= EXERCISE DIRECTIONS =
Bring together all lines of the material below that contain the string "React".

= DATASET =
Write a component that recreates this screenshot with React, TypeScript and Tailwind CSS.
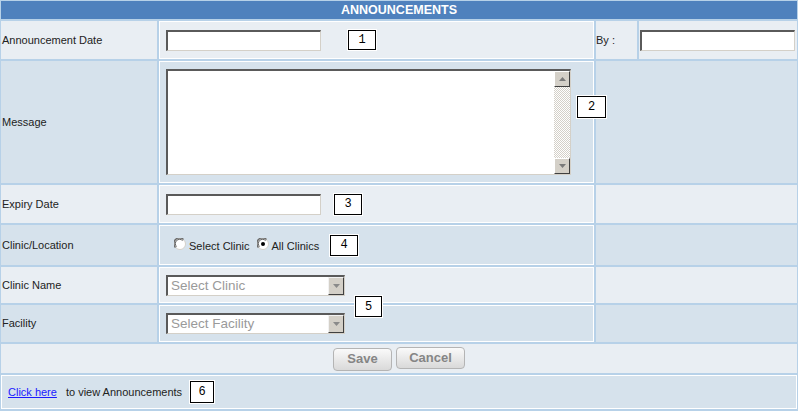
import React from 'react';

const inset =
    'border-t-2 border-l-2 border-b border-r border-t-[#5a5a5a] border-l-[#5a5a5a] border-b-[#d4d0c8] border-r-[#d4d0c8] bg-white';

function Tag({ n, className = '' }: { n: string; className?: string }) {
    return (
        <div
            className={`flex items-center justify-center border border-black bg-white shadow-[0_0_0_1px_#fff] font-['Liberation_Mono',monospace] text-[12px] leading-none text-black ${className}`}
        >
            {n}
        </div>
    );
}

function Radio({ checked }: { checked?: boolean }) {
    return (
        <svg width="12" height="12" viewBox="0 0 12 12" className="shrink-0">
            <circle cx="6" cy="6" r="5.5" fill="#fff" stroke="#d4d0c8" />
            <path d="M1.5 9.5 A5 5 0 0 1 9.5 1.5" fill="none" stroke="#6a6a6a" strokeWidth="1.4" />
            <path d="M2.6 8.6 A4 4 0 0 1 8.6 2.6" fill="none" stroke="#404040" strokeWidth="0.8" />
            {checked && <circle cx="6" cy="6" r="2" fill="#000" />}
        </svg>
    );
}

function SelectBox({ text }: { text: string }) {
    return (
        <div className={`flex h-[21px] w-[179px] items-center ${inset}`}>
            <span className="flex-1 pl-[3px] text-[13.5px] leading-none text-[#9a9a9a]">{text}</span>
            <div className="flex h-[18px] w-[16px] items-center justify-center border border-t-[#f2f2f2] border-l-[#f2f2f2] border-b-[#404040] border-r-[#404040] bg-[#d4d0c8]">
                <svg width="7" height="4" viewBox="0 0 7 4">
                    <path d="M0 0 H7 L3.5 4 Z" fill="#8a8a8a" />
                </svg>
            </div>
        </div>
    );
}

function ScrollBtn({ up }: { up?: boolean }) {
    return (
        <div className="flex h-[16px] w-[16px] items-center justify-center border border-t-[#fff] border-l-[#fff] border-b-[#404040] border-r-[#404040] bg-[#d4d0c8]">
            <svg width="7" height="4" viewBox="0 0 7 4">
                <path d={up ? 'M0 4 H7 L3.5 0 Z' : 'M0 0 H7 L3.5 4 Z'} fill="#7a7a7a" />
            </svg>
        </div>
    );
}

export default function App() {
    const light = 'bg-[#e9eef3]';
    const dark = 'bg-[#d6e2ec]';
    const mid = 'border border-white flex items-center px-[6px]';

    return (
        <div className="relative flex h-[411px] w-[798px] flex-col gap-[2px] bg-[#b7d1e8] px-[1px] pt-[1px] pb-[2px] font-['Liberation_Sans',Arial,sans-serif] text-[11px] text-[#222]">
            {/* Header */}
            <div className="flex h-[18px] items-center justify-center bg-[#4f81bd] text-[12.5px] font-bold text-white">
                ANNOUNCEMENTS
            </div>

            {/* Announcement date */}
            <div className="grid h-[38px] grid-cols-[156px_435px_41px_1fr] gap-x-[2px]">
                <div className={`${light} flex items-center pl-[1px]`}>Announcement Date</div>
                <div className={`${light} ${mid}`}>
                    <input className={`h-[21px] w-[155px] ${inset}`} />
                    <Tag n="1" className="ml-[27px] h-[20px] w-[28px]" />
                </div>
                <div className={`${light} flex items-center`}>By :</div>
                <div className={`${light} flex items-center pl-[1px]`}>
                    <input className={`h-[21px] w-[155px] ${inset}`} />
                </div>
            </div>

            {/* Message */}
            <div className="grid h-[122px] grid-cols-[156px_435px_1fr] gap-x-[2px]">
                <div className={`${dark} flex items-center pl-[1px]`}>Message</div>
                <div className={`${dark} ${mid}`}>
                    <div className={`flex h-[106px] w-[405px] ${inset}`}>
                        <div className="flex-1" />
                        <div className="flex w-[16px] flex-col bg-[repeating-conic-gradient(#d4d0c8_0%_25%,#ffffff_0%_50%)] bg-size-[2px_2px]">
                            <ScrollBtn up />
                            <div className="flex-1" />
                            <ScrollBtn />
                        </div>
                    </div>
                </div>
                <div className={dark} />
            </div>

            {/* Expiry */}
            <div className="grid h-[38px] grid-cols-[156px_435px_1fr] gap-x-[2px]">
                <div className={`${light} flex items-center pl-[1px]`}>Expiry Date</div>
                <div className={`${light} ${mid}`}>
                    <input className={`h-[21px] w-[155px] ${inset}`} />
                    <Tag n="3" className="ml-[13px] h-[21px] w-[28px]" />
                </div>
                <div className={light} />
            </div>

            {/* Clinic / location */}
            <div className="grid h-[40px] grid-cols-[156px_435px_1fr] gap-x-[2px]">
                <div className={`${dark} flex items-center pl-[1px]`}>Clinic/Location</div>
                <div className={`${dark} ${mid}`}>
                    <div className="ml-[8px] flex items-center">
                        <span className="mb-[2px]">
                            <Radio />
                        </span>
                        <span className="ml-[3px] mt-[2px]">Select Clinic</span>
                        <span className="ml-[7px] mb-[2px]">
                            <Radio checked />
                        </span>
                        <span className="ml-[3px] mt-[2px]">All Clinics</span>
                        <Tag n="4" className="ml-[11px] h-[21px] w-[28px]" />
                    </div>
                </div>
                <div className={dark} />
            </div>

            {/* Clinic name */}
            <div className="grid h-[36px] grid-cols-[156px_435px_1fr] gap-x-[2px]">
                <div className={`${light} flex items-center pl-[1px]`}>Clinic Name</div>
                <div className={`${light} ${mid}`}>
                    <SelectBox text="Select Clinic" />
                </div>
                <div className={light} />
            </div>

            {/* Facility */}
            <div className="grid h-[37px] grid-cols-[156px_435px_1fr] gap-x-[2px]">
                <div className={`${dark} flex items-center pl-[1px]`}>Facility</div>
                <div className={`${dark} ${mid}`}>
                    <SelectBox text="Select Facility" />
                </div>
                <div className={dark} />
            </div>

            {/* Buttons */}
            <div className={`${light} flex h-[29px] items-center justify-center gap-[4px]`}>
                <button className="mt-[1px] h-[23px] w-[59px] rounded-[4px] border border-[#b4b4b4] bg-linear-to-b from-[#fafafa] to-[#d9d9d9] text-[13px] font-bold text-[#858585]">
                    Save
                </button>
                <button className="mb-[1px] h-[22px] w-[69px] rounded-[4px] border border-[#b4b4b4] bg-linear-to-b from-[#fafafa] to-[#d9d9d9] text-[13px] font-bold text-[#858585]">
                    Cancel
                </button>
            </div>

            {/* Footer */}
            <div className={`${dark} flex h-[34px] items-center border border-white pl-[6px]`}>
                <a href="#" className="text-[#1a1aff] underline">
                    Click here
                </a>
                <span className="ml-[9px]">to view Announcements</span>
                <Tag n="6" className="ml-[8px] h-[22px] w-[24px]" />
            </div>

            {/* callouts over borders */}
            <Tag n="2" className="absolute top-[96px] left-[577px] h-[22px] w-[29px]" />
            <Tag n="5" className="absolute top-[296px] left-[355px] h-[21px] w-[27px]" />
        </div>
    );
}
* * *
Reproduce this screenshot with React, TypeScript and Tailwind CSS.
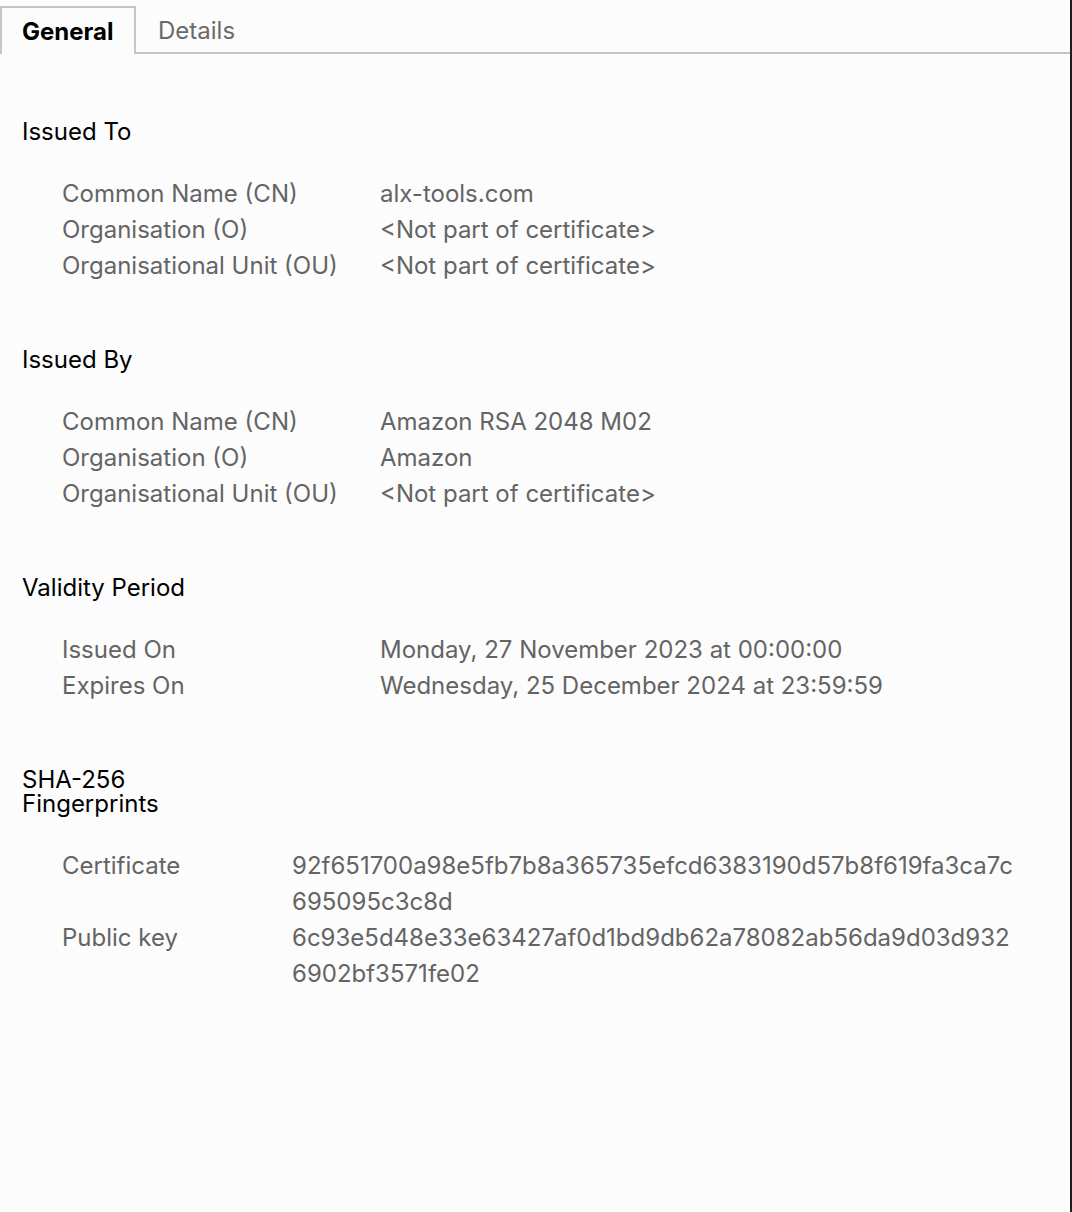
==
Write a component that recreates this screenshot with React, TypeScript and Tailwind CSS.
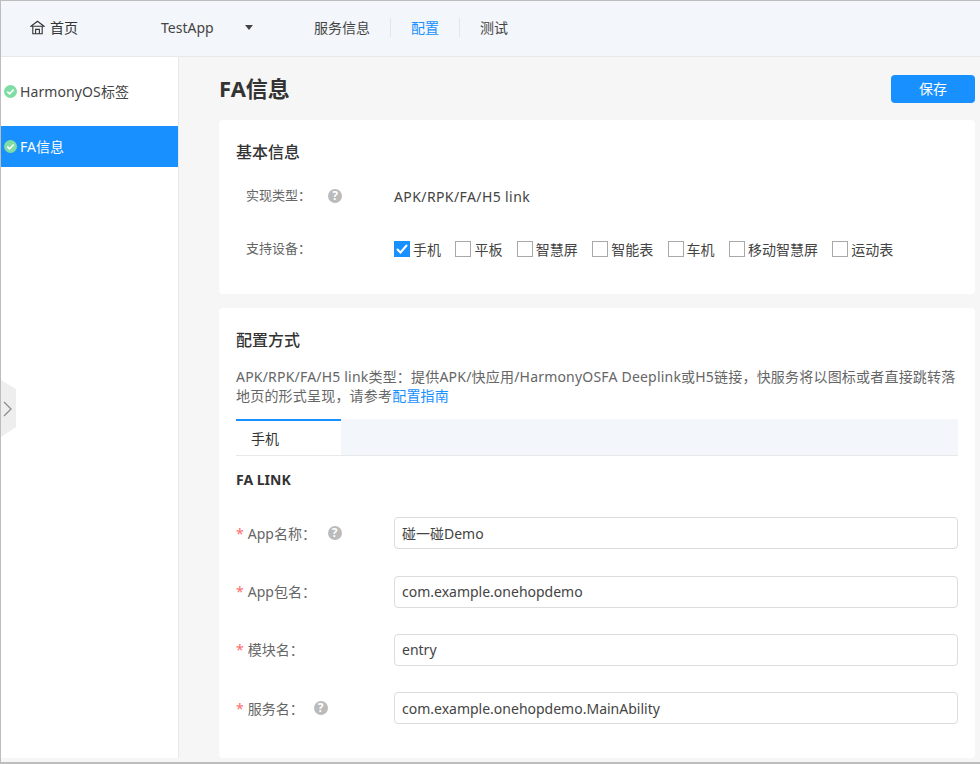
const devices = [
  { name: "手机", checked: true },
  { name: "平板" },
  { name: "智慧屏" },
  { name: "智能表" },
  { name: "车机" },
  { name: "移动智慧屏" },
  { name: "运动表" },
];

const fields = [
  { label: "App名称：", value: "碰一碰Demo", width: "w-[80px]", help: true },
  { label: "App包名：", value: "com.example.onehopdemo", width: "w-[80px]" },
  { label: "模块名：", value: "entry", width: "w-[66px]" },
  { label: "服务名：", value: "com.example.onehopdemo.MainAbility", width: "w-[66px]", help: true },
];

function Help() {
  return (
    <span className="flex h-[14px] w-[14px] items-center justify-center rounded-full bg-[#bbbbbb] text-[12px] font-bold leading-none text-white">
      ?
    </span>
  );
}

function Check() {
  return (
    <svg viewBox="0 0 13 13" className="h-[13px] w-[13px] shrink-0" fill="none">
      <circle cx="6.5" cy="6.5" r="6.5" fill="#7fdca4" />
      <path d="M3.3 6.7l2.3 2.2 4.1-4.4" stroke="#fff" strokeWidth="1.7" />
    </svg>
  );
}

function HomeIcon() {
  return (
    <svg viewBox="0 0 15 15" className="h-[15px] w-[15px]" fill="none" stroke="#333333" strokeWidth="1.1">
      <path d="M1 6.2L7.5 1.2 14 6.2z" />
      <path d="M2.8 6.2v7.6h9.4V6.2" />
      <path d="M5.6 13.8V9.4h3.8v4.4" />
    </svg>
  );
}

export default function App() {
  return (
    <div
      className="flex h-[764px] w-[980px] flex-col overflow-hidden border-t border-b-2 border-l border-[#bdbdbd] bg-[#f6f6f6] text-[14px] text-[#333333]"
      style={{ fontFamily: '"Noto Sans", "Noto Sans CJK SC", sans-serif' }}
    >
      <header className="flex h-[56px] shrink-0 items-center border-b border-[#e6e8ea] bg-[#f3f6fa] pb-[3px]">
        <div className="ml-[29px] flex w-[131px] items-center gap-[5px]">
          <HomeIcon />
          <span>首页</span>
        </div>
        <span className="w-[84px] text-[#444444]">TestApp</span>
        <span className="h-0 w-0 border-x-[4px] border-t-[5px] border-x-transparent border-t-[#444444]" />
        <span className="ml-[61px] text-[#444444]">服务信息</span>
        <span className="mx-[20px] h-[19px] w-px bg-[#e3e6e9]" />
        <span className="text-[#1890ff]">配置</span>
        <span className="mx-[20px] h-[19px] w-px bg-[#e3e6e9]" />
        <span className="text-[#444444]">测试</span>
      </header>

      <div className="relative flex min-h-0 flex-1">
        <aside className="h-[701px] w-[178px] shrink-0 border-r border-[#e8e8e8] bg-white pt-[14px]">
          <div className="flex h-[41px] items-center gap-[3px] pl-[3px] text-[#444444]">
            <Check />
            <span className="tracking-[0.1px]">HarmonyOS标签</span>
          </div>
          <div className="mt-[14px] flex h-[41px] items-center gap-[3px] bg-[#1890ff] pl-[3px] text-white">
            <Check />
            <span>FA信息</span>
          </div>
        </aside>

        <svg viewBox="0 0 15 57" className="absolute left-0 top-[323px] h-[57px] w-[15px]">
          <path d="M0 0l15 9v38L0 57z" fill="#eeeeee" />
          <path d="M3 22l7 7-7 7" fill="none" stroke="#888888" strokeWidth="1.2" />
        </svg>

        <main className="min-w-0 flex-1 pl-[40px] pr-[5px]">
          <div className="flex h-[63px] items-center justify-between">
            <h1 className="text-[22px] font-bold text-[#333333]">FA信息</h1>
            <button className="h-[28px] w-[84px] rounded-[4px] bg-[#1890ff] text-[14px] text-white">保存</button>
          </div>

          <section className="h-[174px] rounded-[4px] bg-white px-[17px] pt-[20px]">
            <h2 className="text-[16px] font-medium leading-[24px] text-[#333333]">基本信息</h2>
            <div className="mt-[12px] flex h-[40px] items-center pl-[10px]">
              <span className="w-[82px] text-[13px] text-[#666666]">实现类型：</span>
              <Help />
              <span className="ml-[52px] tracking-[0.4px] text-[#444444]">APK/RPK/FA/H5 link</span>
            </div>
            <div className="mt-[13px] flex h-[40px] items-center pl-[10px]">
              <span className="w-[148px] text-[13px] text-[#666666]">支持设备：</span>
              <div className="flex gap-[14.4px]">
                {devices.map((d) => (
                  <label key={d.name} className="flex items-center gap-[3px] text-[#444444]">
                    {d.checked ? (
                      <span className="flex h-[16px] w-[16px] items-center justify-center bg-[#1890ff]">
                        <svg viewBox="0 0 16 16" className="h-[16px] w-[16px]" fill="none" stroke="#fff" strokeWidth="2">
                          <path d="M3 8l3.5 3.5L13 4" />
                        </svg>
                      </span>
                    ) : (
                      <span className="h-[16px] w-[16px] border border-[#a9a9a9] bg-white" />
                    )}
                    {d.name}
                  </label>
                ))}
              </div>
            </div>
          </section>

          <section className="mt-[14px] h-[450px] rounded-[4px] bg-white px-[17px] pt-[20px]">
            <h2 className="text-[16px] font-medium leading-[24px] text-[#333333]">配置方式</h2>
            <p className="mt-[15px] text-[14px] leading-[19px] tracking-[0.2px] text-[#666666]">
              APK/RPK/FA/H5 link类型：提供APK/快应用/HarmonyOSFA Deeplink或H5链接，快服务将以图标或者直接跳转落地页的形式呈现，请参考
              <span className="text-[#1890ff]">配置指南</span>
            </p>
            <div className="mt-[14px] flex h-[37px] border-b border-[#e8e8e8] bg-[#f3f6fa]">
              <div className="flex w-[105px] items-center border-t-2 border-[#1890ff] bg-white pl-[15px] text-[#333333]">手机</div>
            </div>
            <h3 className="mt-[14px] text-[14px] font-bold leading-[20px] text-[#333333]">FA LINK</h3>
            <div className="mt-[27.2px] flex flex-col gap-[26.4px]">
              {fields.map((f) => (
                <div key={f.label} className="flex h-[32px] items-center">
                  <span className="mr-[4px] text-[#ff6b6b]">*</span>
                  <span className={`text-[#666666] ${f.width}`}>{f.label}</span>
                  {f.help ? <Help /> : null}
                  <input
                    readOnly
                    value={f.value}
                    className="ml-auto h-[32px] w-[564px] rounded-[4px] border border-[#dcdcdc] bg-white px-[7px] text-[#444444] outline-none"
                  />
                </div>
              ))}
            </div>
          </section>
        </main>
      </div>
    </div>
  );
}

= SOLUTION BELOW =
Write a component that recreates this screenshot with React, TypeScript and Tailwind CSS.
import React from 'react';
Reproduce this screenshot with React, TypeScript and Tailwind CSS.
Write a component that recreates this screenshot with React, TypeScript and Tailwind CSS.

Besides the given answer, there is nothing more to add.